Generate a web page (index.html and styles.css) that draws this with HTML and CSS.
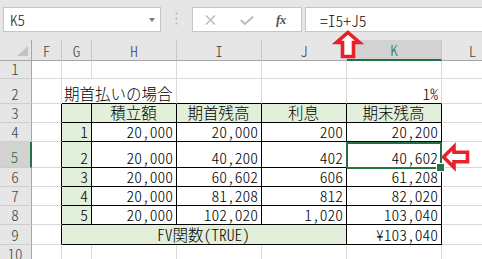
FILE: index.html
```html
<!DOCTYPE html>
<html lang="ja">
<head>
<meta charset="utf-8">
<link rel="stylesheet" href="styles.css">
</head>
<body>
<div class="toolbar">
  <div class="namebox"><span class="name">K5</span><span class="dd"></span></div>
  <div class="sep"><svg width="3" height="13" viewBox="0 0 3 13"><circle cx="1.5" cy="1.5" r="1" fill="#b4b4b4"/><circle cx="1.5" cy="6.5" r="1" fill="#b4b4b4"/><circle cx="1.5" cy="11.5" r="1" fill="#b4b4b4"/></svg></div>
  <div class="fxbtns">
    <svg class="btn-x" width="11" height="10" viewBox="0 0 11 10"><path d="M1 0.5 L10 9.5 M10 0.5 L1 9.5" stroke="#b8b8b8" stroke-width="1.4" fill="none"/></svg>
    <svg class="btn-ok" width="14" height="9" viewBox="0 0 14 9"><path d="M0.8 4 L4.8 8 L13.2 0.6" stroke="#b8b8b8" stroke-width="1.8" fill="none"/></svg>
    <span class="fx">fx</span>
  </div>
  <div class="formula">=I5+J5</div>
</div>

<div class="sheet">
  <div class="hd corner"><svg width="11" height="10" viewBox="0 0 11 10"><polygon points="11,0 11,10 0,10" fill="#c4c4c4"/></svg></div>
  <div class="hd">F</div><div class="hd">G</div><div class="hd">H</div><div class="hd">I</div><div class="hd">J</div><div class="hd sel">K</div><div class="hd">L</div>

  <div class="rh">1</div><div class="c"></div><div class="c"></div><div class="c"></div><div class="c"></div><div class="c"></div><div class="c"></div><div class="c"></div>

  <div class="rh">2</div><div class="c"></div><div class="c left bb span2">期首払いの場合</div><div class="c bb"></div><div class="c bb"></div><div class="c bb">1%</div><div class="c"></div>

  <div class="rh">3</div><div class="c br"></div><div class="c t g"></div><div class="c t g center">積立額</div><div class="c t g center">期首残高</div><div class="c t g center">利息</div><div class="c t g center">期末残高</div><div class="c"></div>

  <div class="rh">4</div><div class="c br"></div><div class="c t g">1</div><div class="c t">20,000</div><div class="c t">20,000</div><div class="c t">200</div><div class="c t">20,200</div><div class="c"></div>

  <div class="rh sel">5</div><div class="c br"></div><div class="c t g">2</div><div class="c t">20,000</div><div class="c t">40,200</div><div class="c t">402</div><div class="c t active">40,602</div><div class="c"></div>

  <div class="rh">6</div><div class="c br"></div><div class="c t g">3</div><div class="c t">20,000</div><div class="c t">60,602</div><div class="c t">606</div><div class="c t">61,208</div><div class="c"></div>

  <div class="rh">7</div><div class="c br"></div><div class="c t g">4</div><div class="c t">20,000</div><div class="c t">81,208</div><div class="c t">812</div><div class="c t">82,020</div><div class="c"></div>

  <div class="rh">8</div><div class="c br"></div><div class="c t g">5</div><div class="c t">20,000</div><div class="c t">102,020</div><div class="c t">1,020</div><div class="c t">103,040</div><div class="c"></div>

  <div class="rh">9</div><div class="c br"></div><div class="c t g center span4">FV関数(TRUE)</div><div class="c t">¥103,040</div><div class="c"></div>

  <div class="rh">10</div><div class="c"></div><div class="c"></div><div class="c"></div><div class="c"></div><div class="c"></div><div class="c"></div><div class="c"></div>
</div>

<svg class="arrows" width="482" height="259" viewBox="0 0 482 259">
  <polygon points="348,32.5 359.5,42.5 353.5,42.5 353.5,56.5 342.5,56.5 342.5,42.5 336.5,42.5" fill="#fff" stroke="#e8212b" stroke-width="3.6" stroke-linejoin="miter"/>
  <polygon points="443.5,157 454,146.5 454,152.2 467.5,152.2 467.5,161.8 454,161.8 454,167.5" fill="#fff" stroke="#e8212b" stroke-width="3.6" stroke-linejoin="miter"/>
</svg>
</body>
</html>
```

FILE: styles.css
```css
* {
  box-sizing: border-box;
}

body {
  margin: 0;
  width: 482px;
  height: 259px;
  overflow: hidden;
  position: relative;
  background: #fff;
  font-family: "Noto Sans CJK JP", "Noto Sans", sans-serif;
  font-weight: 300;
  font-feature-settings: "hwid" 1;
}

.toolbar {
  height: 40px;
  background: #e6e6e6;
  display: flex;
  align-items: flex-start;
  padding: 7px 0 0 3px;
}

.namebox {
  width: 158px;
  height: 25px;
  flex: none;
  background: #fff;
  border: 1px solid #c6c6c6;
  display: flex;
  align-items: center;
  justify-content: space-between;
  padding: 0 5px 0 6px;
}

.name {
  font-size: 15px;
  line-height: 16px;
  color: #222;
}

.dd {
  width: 0;
  height: 0;
  border-left: 3px solid transparent;
  border-right: 3px solid transparent;
  border-top: 4px solid #7a7a7a;
  margin-top: 1px;
}

.sep {
  width: 31px;
  flex: none;
  display: flex;
  justify-content: center;
  padding-top: 5px;
}

.sep svg {
  display: block;
}

.fxbtns {
  width: 110px;
  height: 25px;
  flex: none;
  background: #fff;
  border: 1px solid #c6c6c6;
  display: flex;
  align-items: center;
}

.btn-x {
  margin-left: 12px;
  margin-top: 1px;
}

.btn-ok {
  margin-left: 24px;
  margin-top: 2px;
}

.fx {
  margin-left: 22px;
  font-family: "Liberation Serif", serif;
  font-style: italic;
  font-weight: bold;
  font-size: 13px;
  color: #555;
  letter-spacing: -0.5px;
}

.formula {
  width: 200px;
  height: 25px;
  flex: none;
  margin-left: 3px;
  background: #fff;
  border: 1px solid #c6c6c6;
  padding-left: 14px;
  display: flex;
  align-items: center;
  font-size: 15.5px;
  line-height: 16px;
  color: #111;
}

.sheet {
  display: grid;
  grid-template-columns: 32px 30px 30px 85px 85px 85px 95px 62px;
  grid-template-rows: 21px 18px 25px 19px 19px 26px 19px 19px 19px 20px 19px;
  width: 504px;
}

.c {
  border-right: 1px solid #dadada;
  border-bottom: 1px solid #dadada;
  display: flex;
  align-items: flex-end;
  justify-content: flex-end;
  padding: 0 3px 2px 2px;
  font-size: 15.5px;
  line-height: 16px;
  color: #000;
  white-space: nowrap;
  position: relative;
}

.c.left {
  justify-content: flex-start;
}

.c.center {
  justify-content: center;
}

.span2 {
  grid-column: span 2;
}

.span4 {
  grid-column: span 4;
}

.c.br {
  border-right-color: #000;
}

.c.bb {
  border-bottom-color: #000;
}

.c.t {
  border-right-color: #000;
  border-bottom-color: #000;
}

.c.g {
  background: #e2efda;
}

.c.active::after {
  content: "";
  position: absolute;
  left: -1px;
  right: -1px;
  top: 0;
  bottom: -2px;
  border: 2px solid #217346;
}

.c.active::before {
  content: "";
  position: absolute;
  right: -4px;
  bottom: -5px;
  width: 7px;
  height: 7px;
  background: #217346;
  border: 1px solid #fff;
  z-index: 1;
}

.hd {
  background: #e6e6e6;
  border-right: 1px solid #c8c8c8;
  border-bottom: 1px solid #a6a6a6;
  display: flex;
  align-items: center;
  justify-content: center;
  font-size: 15px;
  line-height: 16px;
  color: #444;
  padding-top: 1px;
}

.hd.corner {
  align-items: flex-end;
  justify-content: flex-end;
  border-right-color: #a6a6a6;
  padding: 0 3px 4px 0;
}

.hd.corner svg {
  display: block;
}

.hd.sel {
  background: #d2d2d2;
  color: #217346;
  border-bottom: 2px solid #217346;
}

.rh {
  background: #e6e6e6;
  border-right: 1px solid #a6a6a6;
  border-bottom: 1px solid #cdcdcd;
  display: flex;
  align-items: flex-end;
  justify-content: center;
  padding: 0 1px 1px 0;
  font-size: 15px;
  line-height: 16px;
  color: #444;
}

.rh.sel {
  background: #d2d2d2;
  color: #217346;
  border-right: 2px solid #217346;
  padding-bottom: 2px;
}

.arrows {
  position: absolute;
  left: 0;
  top: 0;
  pointer-events: none;
}
```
+--
## CHALLENGE
Where a line holds "styles", copy it out.

## EXPECTED OUTPUT
Generate a web page (index.html and styles.css) that draws this with HTML and CSS.
<link rel="stylesheet" href="styles.css">
FILE: styles.css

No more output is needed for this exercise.